Written task
Pull out every line containing the string "components".

◆ ◆ ◆

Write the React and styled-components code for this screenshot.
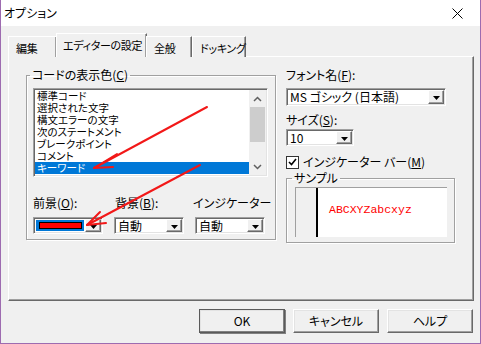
import React from "react";
import styled, { createGlobalStyle, css } from "styled-components";

const GlobalStyle = createGlobalStyle`
  body {
    margin: 0;
    overflow: hidden;
    background: #f0f0f0;
  }
`;

const uiFont = css`
  font-family: "Noto Sans CJK JP", "Noto Sans", sans-serif;
  font-feature-settings: "palt";
  font-size: 12px;
  line-height: 14px;
  color: #000;
`;

const Window = styled.div`
  position: relative;
  width: 481px;
  height: 344px;
  box-sizing: border-box;
  border: 1px solid #9d6bb0;
  border-top: none;
  background: #f0f0f0;
  display: flex;
  flex-direction: column;
  ${uiFont}
`;

const TitleBar = styled.div`
  height: 26px;
  flex: none;
  background: #fff;
  display: flex;
  align-items: center;
  justify-content: space-between;
  padding-left: 3px;
`;

const Title = styled.span`
  font-size: 12px;
`;

const Close = styled.div`
  width: 45px;
  height: 26px;
  display: flex;
  align-items: center;
  justify-content: center;
`;

const Body = styled.div`
  flex: 1;
  display: flex;
  flex-direction: column;
  padding: 7px 6px 0 7px;
`;

const TabRow = styled.div`
  display: flex;
  align-items: flex-end;
  height: 24px;
  margin-bottom: -1px;
  position: relative;
  z-index: 1;
`;

const Tab = styled.div`
  box-sizing: border-box;
  flex: none;
  width: ${(p) => p.$w}px;
  height: ${(p) => (p.$active ? 24 : 21)}px;
  margin: ${(p) => (p.$active ? "0 -1px" : "0")};
  background: #f0f0f0;
  border-top: 1px solid #fff;
  border-left: 1px solid #fff;
  border-right: 1px solid #696969;
  box-shadow: inset -1px 0 #a0a0a0;
  display: flex;
  align-items: ${(p) => (p.$active ? "flex-start" : "center")};
  padding-top: ${(p) => (p.$active ? 4 : 2)}px;
  padding-left: ${(p) => (p.$active ? 6 : 7)}px;
  white-space: nowrap;
  font-size: 11px;
  letter-spacing: -0.3px;
`;

const Panel = styled.div`
  box-sizing: border-box;
  height: 245px;
  border: 1px solid;
  border-color: #fff #696969 #696969 #fff;
  box-shadow: inset -1px -1px #a0a0a0;
  padding: 11px 0 0 17px;
  display: grid;
  grid-template-columns: 250px 170px;
  column-gap: 9px;
  align-items: start;
`;

const Group = styled.fieldset`
  margin: 0;
  min-width: 0;
  box-sizing: border-box;
  border: 1px solid #a0a0a0;
  box-shadow: inset 1px 1px #fff, 1px 1px #fff;
  padding: ${(p) => p.$pad};
  height: ${(p) => p.$h}px;
`;

const Legend = styled.legend`
  padding: 0 2px;
  margin-left: -3px;
  line-height: 14px;
`;

const U = styled.span`
  text-decoration: underline;
  text-underline-offset: 1px;
`;

const ListBox = styled.div`
  box-sizing: border-box;
  width: 235px;
  height: 89px;
  border: 1px solid;
  border-color: #a0a0a0 #fff #fff #a0a0a0;
  box-shadow: inset 1px 1px #696969, inset -1px -1px #e3e3e3;
  padding: 1px;
  background: #fff;
  display: flex;
`;

const Items = styled.div`
  flex: 1;
  overflow: hidden;
`;

const Item = styled.div`
  font-family: "Noto Sans CJK JP", monospace;
  font-size: 10.5px;
  line-height: 12px;
  height: 12px;
  padding-left: 2px;
  white-space: nowrap;
  background: ${(p) => (p.$selected ? "#0078d7" : "transparent")};
  color: ${(p) => (p.$selected ? "#fff" : "#000")};
`;

const ScrollBar = styled.div`
  width: 17px;
  background: #f0f0f0;
  display: flex;
  flex-direction: column;
`;

const ScrollButton = styled.div`
  height: 17px;
  display: flex;
  align-items: center;
  justify-content: center;
`;

const Track = styled.div`
  flex: 1;
  padding: 0 1px;
`;

const Thumb = styled.div`
  height: 35px;
  background: #cdcdcd;
`;

const ColorRow = styled.div`
  display: grid;
  grid-template-columns: repeat(3, 70px);
  column-gap: 11px;
  row-gap: 7px;
  margin-top: 19px;
`;

const Label = styled.div`
  white-space: nowrap;
  margin-left: ${(p) => p.$shift || 0}px;
`;

const Combo = styled.div`
  box-sizing: border-box;
  width: ${(p) => p.$w}px;
  height: ${(p) => p.$h || 17}px;
  border: 1px solid;
  border-color: #a0a0a0 #fff #fff #a0a0a0;
  box-shadow: inset 1px 1px #696969, inset -1px -1px #e3e3e3;
  padding: 2px;
  background: #fff;
  display: flex;
  align-items: stretch;
`;

const ComboText = styled.div`
  flex: 1;
  display: flex;
  align-items: center;
  padding-left: 1px;
  white-space: nowrap;
  background: ${(p) => (p.$focus ? "#0078d7" : "transparent")};
`;

const Swatch = styled.div`
  flex: 1;
  height: 5px;
  margin: 0 2px;
  border: 1px solid #000;
  background: ${(p) => p.color};
`;

const DropButton = styled.div`
  width: 16px;
  margin: -1px -1px -1px 1px;
  box-sizing: border-box;
  background: #f0f0f0;
  border: 1px solid;
  border-color: #fff #696969 #696969 #fff;
  box-shadow: inset -1px -1px #a0a0a0;
  display: flex;
  align-items: center;
  justify-content: center;
  padding-top: 2px;
`;

const RightCol = styled.div`
  display: flex;
  flex-direction: column;
  padding-left: 1px;
`;

const Spacer = styled.div`
  height: ${(p) => p.$h}px;
`;

const CheckRow = styled.div`
  display: flex;
  align-items: center;
  gap: 4px;
  margin-top: 9px;
`;

const CheckBox = styled.div`
  box-sizing: border-box;
  width: 13px;
  height: 13px;
  border: 1px solid #333;
  background: #fff;
  display: flex;
  align-items: center;
  justify-content: center;
`;

const SampleBox = styled.div`
  height: 49px;
  display: flex;
  background: #fff;
  border-top: 1px solid #a0a0a0;
  border-left: 1px solid #a0a0a0;
`;

const Gutter = styled.div`
  width: 20px;
  background: #f0f0f0;
  border-right: 2px solid #000;
`;

const SampleText = styled.div`
  font-family: "Liberation Mono", monospace;
  font-size: 11.5px;
  color: #ff0000;
  display: flex;
  align-items: center;
  padding-left: 11px;
  padding-bottom: 5px;
`;

const ButtonRow = styled.div`
  display: flex;
  justify-content: flex-end;
  gap: 8px;
  margin-top: 8px;
  padding-right: 1px;
`;

const Button = styled.div`
  box-sizing: border-box;
  width: 86px;
  height: 24px;
  background: #f0f0f0;
  border: 1px solid;
  border-color: #fff #696969 #696969 #fff;
  box-shadow: inset -1px -1px #a0a0a0, inset 1px 1px #e3e3e3;
  display: flex;
  align-items: center;
  justify-content: center;
  ${(p) =>
    p.$default &&
    css`
      outline: 1px solid #5a5a5a;
      outline-offset: -1px;
      border-color: #fff #404040 #404040 #fff;
      box-shadow: inset -1px -1px #808080, inset 1px 1px #e3e3e3, 1px 1px #808080;
    `}
`;

const Overlay = styled.svg`
  position: absolute;
  top: 0;
  left: -1px;
  pointer-events: none;
`;

const Chevron = ({ up }) => (
  <svg width="9" height="6" viewBox="0 0 9 6">
    <polyline
      points={up ? "1,5 4.5,1.5 8,5" : "1,1 4.5,4.5 8,1"}
      fill="none"
      stroke="#606060"
      strokeWidth="1.5"
    />
  </svg>
);

const DownTri = () => (
  <svg width="7" height="4" viewBox="0 0 7 4">
    <polygon points="0,0 7,0 3.5,4" fill="#000" />
  </svg>
);

const items = [
  "標準コード",
  "選択された文字",
  "構文エラーの文字",
  "次のステートメント",
  "ブレークポイント",
  "コメント",
  "キーワード",
];

const tabs = [
  { label: "編集", w: 49 },
  { label: "エディターの設定", w: 91, active: true },
  { label: "全般", w: 46 },
  { label: "ドッキング", w: 54 },
];

export default function App() {
  return (
    <>
      <GlobalStyle />
      <Window>
        <TitleBar>
          <Title>オプション</Title>
          <Close>
            <svg width="11" height="11" viewBox="0 0 11 11">
              <path d="M0.5 0.5 L10.5 10.5 M10.5 0.5 L0.5 10.5" stroke="#000" strokeWidth="1" />
            </svg>
          </Close>
        </TitleBar>
        <Body>
          <TabRow>
            {tabs.map((t) => (
              <Tab key={t.label} $w={t.w} $active={t.active}>
                {t.label}
              </Tab>
            ))}
          </TabRow>
          <Panel>
            <Group $pad="6px 6px 5px" $h={172}>
              <Legend>
                コードの表示色(<U>C</U>)
              </Legend>
              <ListBox>
                <Items>
                  {items.map((it, i) => (
                    <Item key={it} $selected={i === items.length - 1}>
                      {it}
                    </Item>
                  ))}
                </Items>
                <ScrollBar>
                  <ScrollButton>
                    <Chevron up />
                  </ScrollButton>
                  <Track>
                    <Thumb />
                  </Track>
                  <ScrollButton>
                    <Chevron />
                  </ScrollButton>
                </ScrollBar>
              </ListBox>
              <ColorRow>
                <Label>
                  前景(<U>O</U>):
                </Label>
                <Label $shift={1}>
                  背景(<U>B</U>):
                </Label>
                <Label $shift={-2}>インジケーター</Label>
                <Combo $w={70}>
                  <ComboText $focus>
                    <Swatch color="#ff0000" />
                  </ComboText>
                  <DropButton>
                    <DownTri />
                  </DropButton>
                </Combo>
                <Combo $w={70}>
                  <ComboText>自動</ComboText>
                  <DropButton>
                    <DownTri />
                  </DropButton>
                </Combo>
                <Combo $w={70}>
                  <ComboText>自動</ComboText>
                  <DropButton>
                    <DownTri />
                  </DropButton>
                </Combo>
              </ColorRow>
            </Group>
            <RightCol>
              <Label>
                フォント名(<U>F</U>):
              </Label>
              <Spacer $h={6} />
              <Combo $w={160} $h={18}>
                <ComboText>MS ゴシック (日本語)</ComboText>
                <DropButton>
                  <DownTri />
                </DropButton>
              </Combo>
              <Spacer $h={7} />
              <Label>
                サイズ(<U>S</U>):
              </Label>
              <Spacer $h={2} />
              <Combo $w={68}>
                <ComboText>10</ComboText>
                <DropButton>
                  <DownTri />
                </DropButton>
              </Combo>
              <CheckRow>
                <CheckBox>
                  <svg width="9" height="8" viewBox="0 0 9 8">
                    <polyline points="1,4 3.5,6.5 8,1" fill="none" stroke="#000" strokeWidth="1.6" />
                  </svg>
                </CheckBox>
                <span>
                  インジケーター バー(<U>M</U>)
                </span>
              </CheckRow>
              <Spacer $h={2} />
              <Group $pad="2px 7px 6px 8px" $h={72}>
                <Legend>サンプル</Legend>
                <SampleBox>
                  <Gutter />
                  <SampleText>ABCXYZabcxyz</SampleText>
                </SampleBox>
              </Group>
            </RightCol>
          </Panel>
          <ButtonRow>
            <Button $default>OK</Button>
            <Button>キャンセル</Button>
            <Button>ヘルプ</Button>
          </ButtonRow>
        </Body>
        <Overlay width="481" height="344" viewBox="0 0 481 344">
          <g stroke="#f21818" strokeWidth="2" fill="none" strokeLinecap="round">
            <path d="M207 107 L94 168" />
            <path d="M94 168 L117 154 M94 168 L113 167" />
            <path d="M200 165 L87 225" />
            <path d="M87 225 L100 212 M87 225 L106 223" />
          </g>
        </Overlay>
      </Window>
    </>
  );
}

◆ ◆ ◆

Output of the exercise
Write the React and styled-components code for this screenshot.
import styled, { createGlobalStyle, css } from "styled-components";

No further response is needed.